The cars, which were both smaller and lighter than those from the airships brought down in England, were all underslung, and none of them was enclosed in the framework, as had often been stated. Even these were not built entirely of metal, heavy fabric being used to close up all spaces where strength was not required. The bomb-dropping devices had been removed, but the numbered "switchboard" in the rearmost car, from which they could be released, still remained. The cars, free from every kind of protuberance that could meet the resistance of the air, were effectively and gracefully "stream-lined." The framework and bodies of the cars were made of the light but strong "duraluminum" alloy, which the Germans have spent many years in perfecting for this purpose. A small fragment of strut which I picked up under "L-68" has proved, on comparison, considerably lighter in specific gravity than similar pieces from three of the Zeppelins brought down early in the war. Indeed, in spite of its admixture of heavier metals for "stiffening," the latest alloy seems scarcely heavier than aluminum itself.

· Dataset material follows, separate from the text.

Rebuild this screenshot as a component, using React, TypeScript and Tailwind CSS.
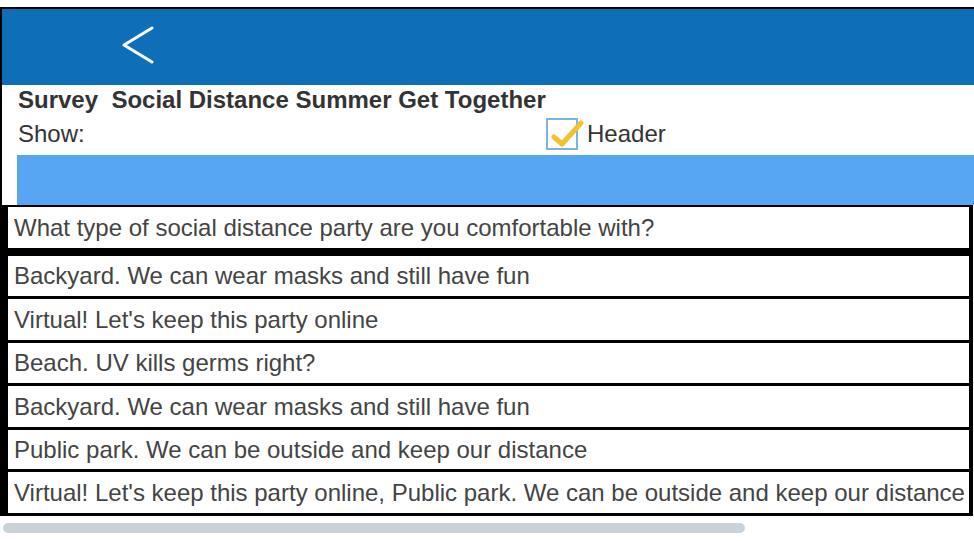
import React from 'react';

const answers = [
  { text: 'Backyard. We can wear masks and still have fun', h: 'h-[43px]' },
  { text: "Virtual! Let's keep this party online", h: 'h-[44px]' },
  { text: 'Beach. UV kills germs right?', h: 'h-[43px]' },
  { text: 'Backyard. We can wear masks and still have fun', h: 'h-[44px]' },
  { text: 'Public park. We can be outside and keep our distance', h: 'h-[42px]' },
  {
    text: "Virtual! Let's keep this party online, Public park. We can be outside and keep our distance",
    h: 'h-[44px]',
  },
];

export default function App() {
  return (
    <div
      className="w-[974px] h-[541px] bg-white overflow-hidden pt-[7px]"
      style={{ fontFamily: '"Liberation Sans", Arial, sans-serif' }}
    >
      <div className="border-t-2 border-l-2 border-black">
        {/* top bar */}
        <div className="h-[76px] bg-[#0e6eb8] flex items-start pt-[17px] pl-[117px]">
          <svg width="36" height="38" viewBox="0 0 36 38" fill="none">
            <polyline
              points="33,2 5,19 33,36"
              stroke="white"
              strokeWidth="3"
              strokeLinecap="round"
              strokeLinejoin="round"
            />
          </svg>
        </div>

        <div className="pl-[16px] text-[24px] text-[#333]">
          <div className="h-[29px] pt-px leading-[28px] font-bold whitespace-pre">
            {'Survey  Social Distance Summer Get Together'}
          </div>
          <div className="h-[40px] flex items-center">
            <span className="w-[528px] leading-[28px]">Show:</span>
            <div className="relative w-[32px] h-[32px] border-2 border-[#7ab4e4] bg-white">
              <svg className="absolute left-[2px] top-0" width="34" height="30" viewBox="0 0 34 30" fill="none">
                <polyline
                  points="4,17 12,24 31,3"
                  stroke="#f2c12e"
                  strokeWidth="5"
                  strokeLinecap="round"
                  strokeLinejoin="round"
                />
              </svg>
            </div>
            <span className="ml-[9px] leading-[28px]">Header</span>
          </div>
        </div>
        <div className="mt-px ml-[15px] h-[50px] bg-[#56a6f4]" />

        {/* answers table */}
        <div className="w-[971px] text-[24px] text-[#444] whitespace-nowrap">
          <div className="h-[51px] border-t-2 border-b-[8px] border-l-[6px] border-r-[4px] border-black bg-white flex items-center pl-[6px]">
            What type of social distance party are you comfortable with?
          </div>
          {answers.map((a, i) => (
            <div
              key={i}
              className={`${a.h} border-b-[3px] border-l-[6px] border-r-[4px] border-black bg-white flex items-center pl-[6px]`}
            >
              {a.text}
            </div>
          ))}
        </div>
      </div>

      {/* horizontal scrollbar */}
      <div className="mt-[7px] ml-[3px] w-[742px] h-[10px] rounded-full bg-[#c9d3d9]" />
    </div>
  );
}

The inspection of an airship to see that it had been disarmed according to the provisions of the armistice was, as may be imagined, rather more of a job than a similar inspection of even a "giant" seaplane. In a Zeppelin that is more or less the same size as the Mauretania the distances are magnificent, and while most of the inspection was confined to the cars, that of the wireless, with a search for possible concealed machine-gun mountings, involved not a little climbing and clambering. One's first sight of the interior of a deflated Zeppelin—in an inflated one the bulging ballonettes obstruct the view considerably—is quite as impressive in its way as the premier survey of it from the outside. No 'tween decks prospect in the largest ship afloat, cut down as it is by bulkheads, offers a fifth of the unbroken sweep of vision that one finds opened before him as he climbs up inside the tail of a modern airship. Although airy ladders and soaring lengths of framework intervene, they are no more than lace-work fretting the vast space, and the eye roams free to where the side-braces of the narrow "walk" seem to run together in the nose. Only, so consummate the illusion wrought on the eye and brain by the strange perspective, that "meeting point" seems more like six hundred miles away than six hundred feet. The effect is more like looking to the end of the universe than to the end of a Zeppelin. No illusion ever devised on the stage to give "distance" to a scene could be half so convincing. All that was "cosmic" in you vibrated in sympathy, and it took but a shake of the reins of the imagination to fancy yourself tripping off down that unending "Road to Anywhere" to the music of the Spheres. You—
"Gee, but ain't that a peach of a little 'Gyro'?" filtering up through the fabric beneath my feet awakened me to the fact that the inspection of "L-68" having reached the rearmost car, was near its finish. Clambering back to earth, I found the party just reassembling to go to the carriages for the drive to the great revolving shed, which was the next to be visited.